Skirting the River’s Edge

At first I had River’s Edge confused with The Lost Boys, which came out a year later, in 1987. Both are set in California towns with a great deal of wild scenic beauty. (River’s Edge was shot in the Sacramento area, while The Lost Boys famously takes place in Santa Cruz, renamed Santa Carla for filming purposes.) Both involve packs of wild young men (and a few young women) who decisively turn their backs on conventional middle-class morality.  Both showcase fractured family units, and give juicy oldster roles to Hollywood veterans (Dennis Hopper, Barnard Hughes) while also featuring attractive young newcomers (Crispin Glover, Keanu Reeves, Jason Patric, Kiefer Sutherland). Both contain material that can surely be considered disturbing. Both were shot on low budgets, but made a fair amount of money at the box office.

 One big difference, though: The Lost Boys (now a musical hit on Broadway) is about vampires. The film’s supernatural element, along with some particularly eccentric characters—like the vampire-hunting Frog brothers—ensure that audiences will chuckle as well as shiver.  In River’s Edge, though, there’s no such release from the film’s built-up tension. It opens with an androgynous looking pre-teen flinging a doll into a river. (It turns out he’s figured out a great way to torment his little sister.) From there we move to another spot at the river’s edge, where a young man stands shell-shocked over the naked corpse of the co-ed he’s just strangled to death, because (as he later explained) she was talking shit.  

Though the film’s main characters are mostly male, their treatment of girls and women is central to the story. Some, like the hyperkinetic Layne (Glover) seem to have no use at all for the female of the species. Layne is overtly excited by the killing, and takes it as his mission to protect the killer. The physically and mentally wounded druggie played by Hopper cherishes a life-sized sex doll who eerily resembles the dead girl. Reeves’ character, Matt, is the only central male figure who makes a choice to do the right thing, though this leads to him being harassed—and accused of participating in the crime—by a particularly nasty local cop.

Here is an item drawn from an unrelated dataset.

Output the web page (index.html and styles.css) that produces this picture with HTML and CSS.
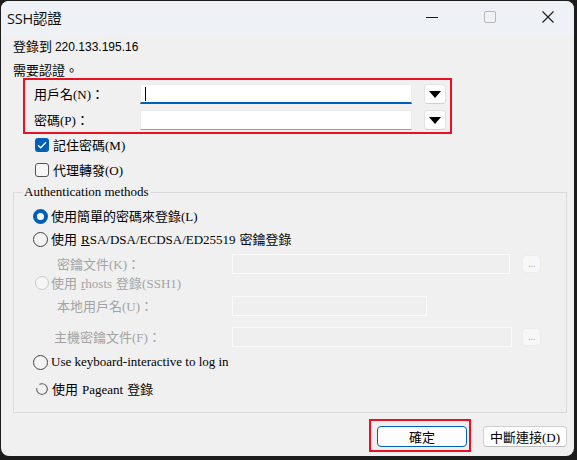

 Authority figures in River’s Edge don’t come off much better than the young. There’s that malicious cop, first of all, who is clearly a bully and a sadist. A youngish high school social studies teacher thinks he’s reaching his young charges by romanticizing the political activism of the Sixties, but he doesn’t have a clue as to what they’re thinking.  Most of the film’s young men don’t seem to have intact families, or any families at all. Matt’s mother, Madeleine, is an attractive nurse who does show some concern about the welfare of her brood, but she’s also shacking up with an idler who clearly thinks the kids are a nuisance. Madeleine, like the other parents we see, can merely helplessly shrug her shoulders when her youngsters stay out till all hours, or fail to come home at all.

 Reeves’ Matt, as the one young man with something of a conscience, is rewarded by the opportunity to hook up with the prettiest of the gang’s gal pals, played by Ione Skye. (This was her first film, and—as the daughter of the singer Donovan—she was still using her surname, Leitch, in her billing. It would be two years before she became everyone’s dream girl in Say Anything.) But even the nicest of the young people in this film are not so very nice. If you like your films dark, this one’s for you!